Now, before I even get into how to do this, I want to be sure to state that this is not meant to be complicated or confusing. In fact, if you notice you start to make things complicated while doing the exercise, be sure to pause and explore why you are doing so. It will help you further into your journey towards healing.

The goal of this exercise is to choose one, and only one word, that you want to strive for in the next year. By doing a resolution this way, it allows you to constantly connect with the person you are becoming and striving to be in five seconds or less.

It eliminates all the shame that can come up if you don’t hit you resolution goal, like losing 50 pounds by June. In fact, by narrowing the process down to one word, you gain more clarity and the ability to renew your drive whenever you want just by repeating that word. 

Figure out your word and simplify your resolutions

So who do you want to be this time next year? And what is one trait that that person will have? There is your word. That trait is the thing you should dedicate this year to. 

For example, if you want to lose weight your word could be “healthy.” If you want to cure your anxiety, your word might be “brave.”

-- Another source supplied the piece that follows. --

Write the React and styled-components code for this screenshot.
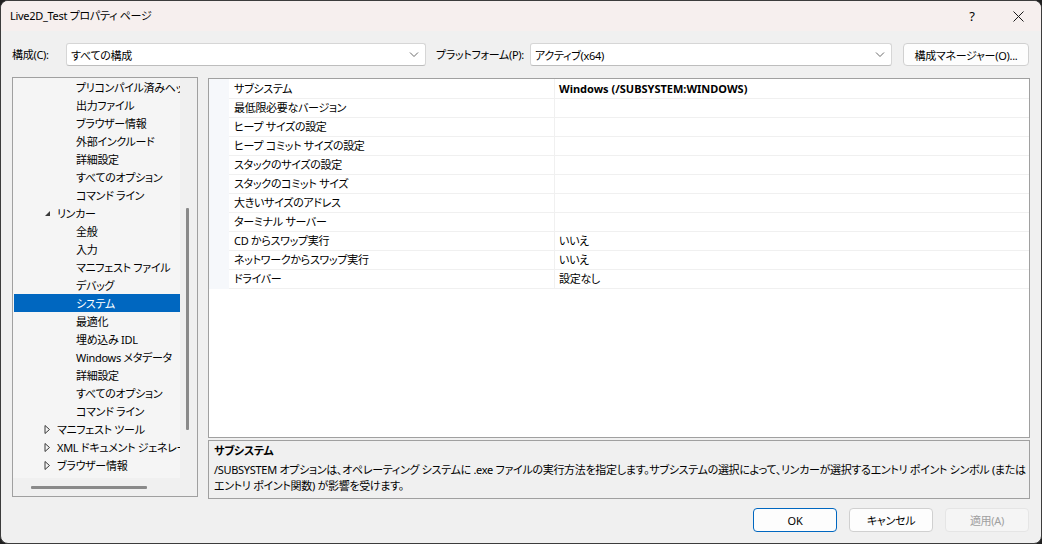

My word for the next year, and most likely the rest of the decade, is authenticity. I know that, in order for me to truly keep following the path that is meant for me, I must get comfortable showing my authentic self at all times. 

Once you have your word, write it down, put it on your wall, or just have your phone remind you of it every now and then. Remember, whoever you are becoming is a result of who you have been, so acknowledge your power and take the leap into the next version of you.